В доме Марксов, несмотря на более чем скромный быт, всегда находили прибежище, помощь и утешение политические эмигранты.

Вильгельм Либкнехт вспоминал:

«Госпожа Маркс господствовала над нами (молодыми эмигрантами из Германии – Г.В.), быть может, еще сильнее, чем сам Маркс. В ней жила гордость, в ней жило чувство собственного достоинства… Она была для меня то Ифигенией, укрощающей и смягчающей варваров, то Элеонорой, дающей покой человеку, раздираемому внутренней борьбой и сомнениями; она была для меня матерью, другом, доверенным лицом, советницей. Она была и осталась для меня идеалом женщины. И повторяю, если я не погиб в Лондоне морально и физически, то главным образом благодаря ей».

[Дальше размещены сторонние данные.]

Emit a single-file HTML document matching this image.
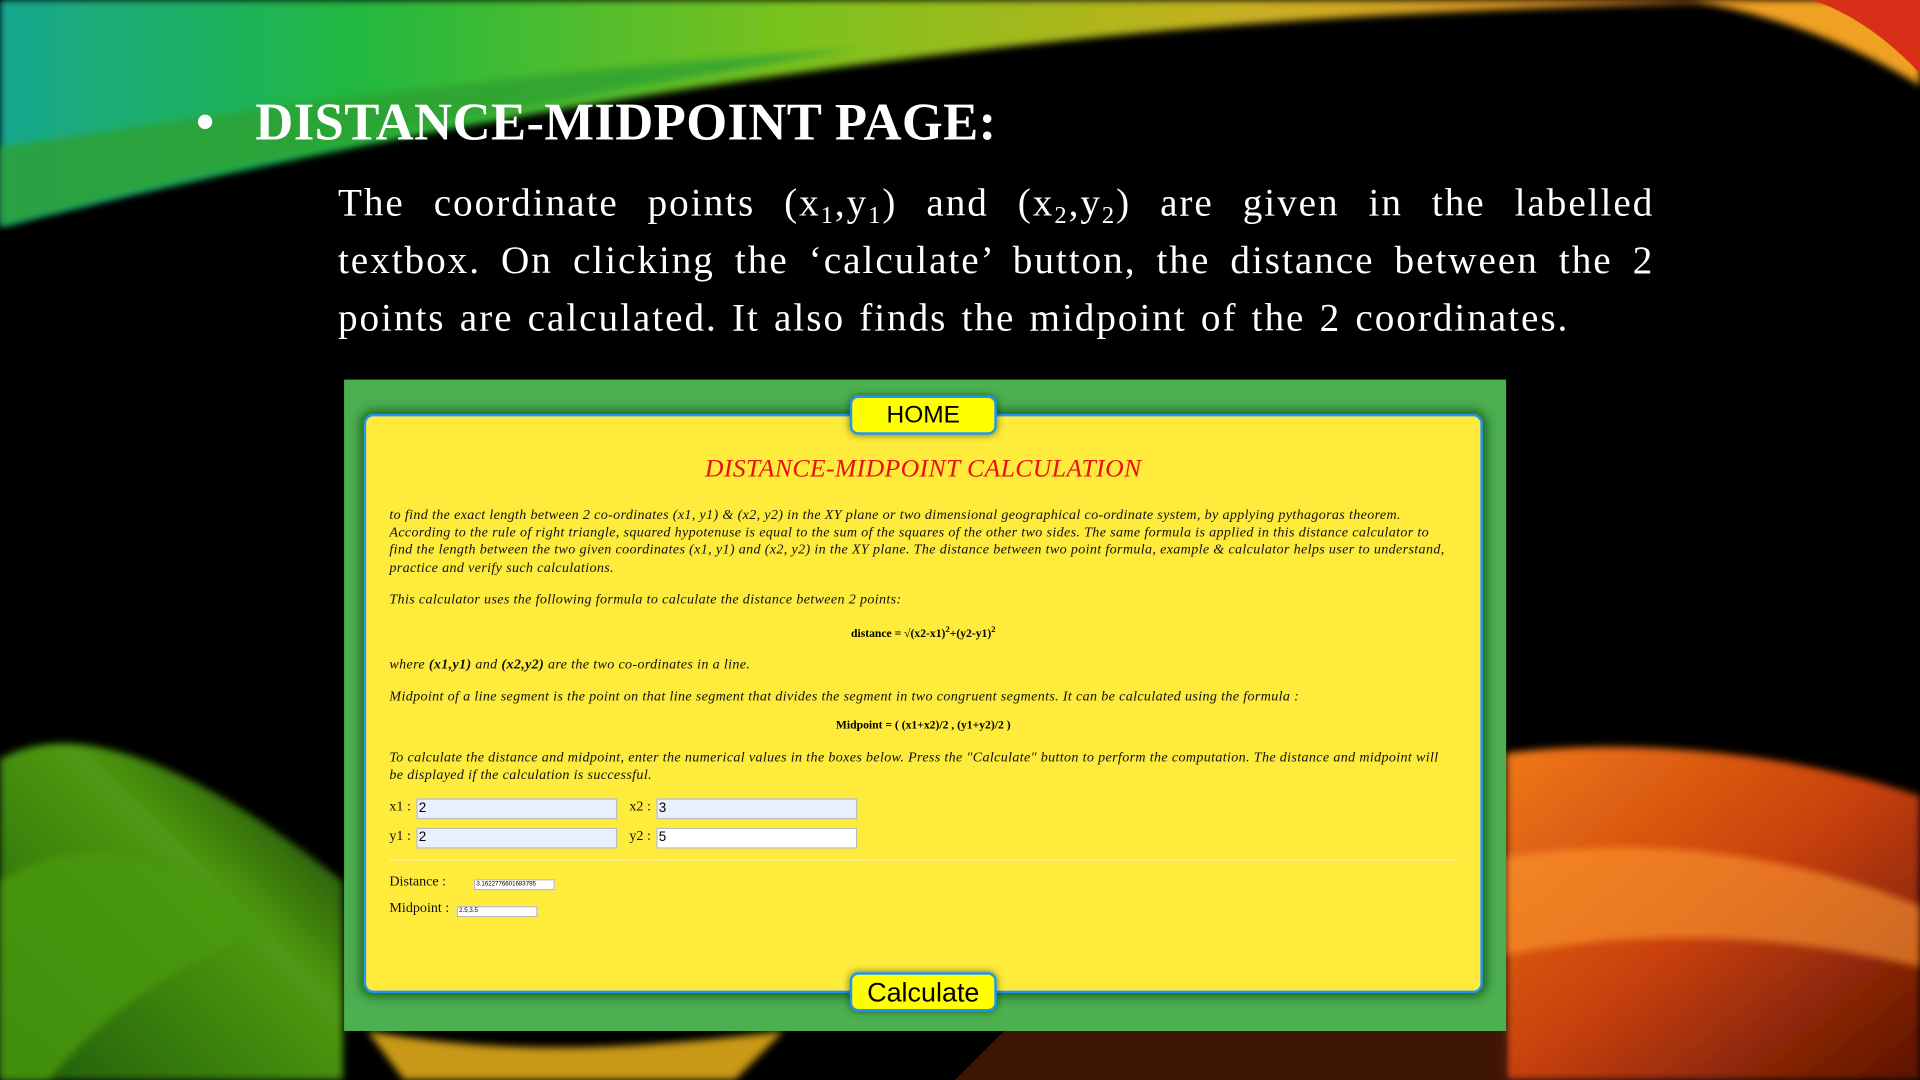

Всех посетителей, друзей и знакомых Маркса Женни восхищала своей необычайной красотой, изяществом, остроумием. О ней восторженно отзывались поэты Гейне, Гервег, Фрейлиграт. И даже трезвые политические деятели становились поэтами, говоря о Женни. Портной Фридрих Лесснер, один из организаторов I Интернационала, писал так:

«Дом Маркса был открыт для каждого заслуживающего доверия товарища. Те часы, которые я, как и многие другие, провел в кругу его семьи, для меня незабываемы. Тут прежде всего блистала жена Маркса – высокая, очень красивая женщина, благородной внешности и при этом такая задушевная, милая, остроумная, настолько свободная от всякого чванства и чопорности, что в ее обществе казалось, будто находишься у собственной матери или сестры. Она всей душой сочувствовала делу рабочего движения, и каждый, даже самый незначительный успех в борьбе с буржуазией приносил ей величайшую радость и удовлетворение».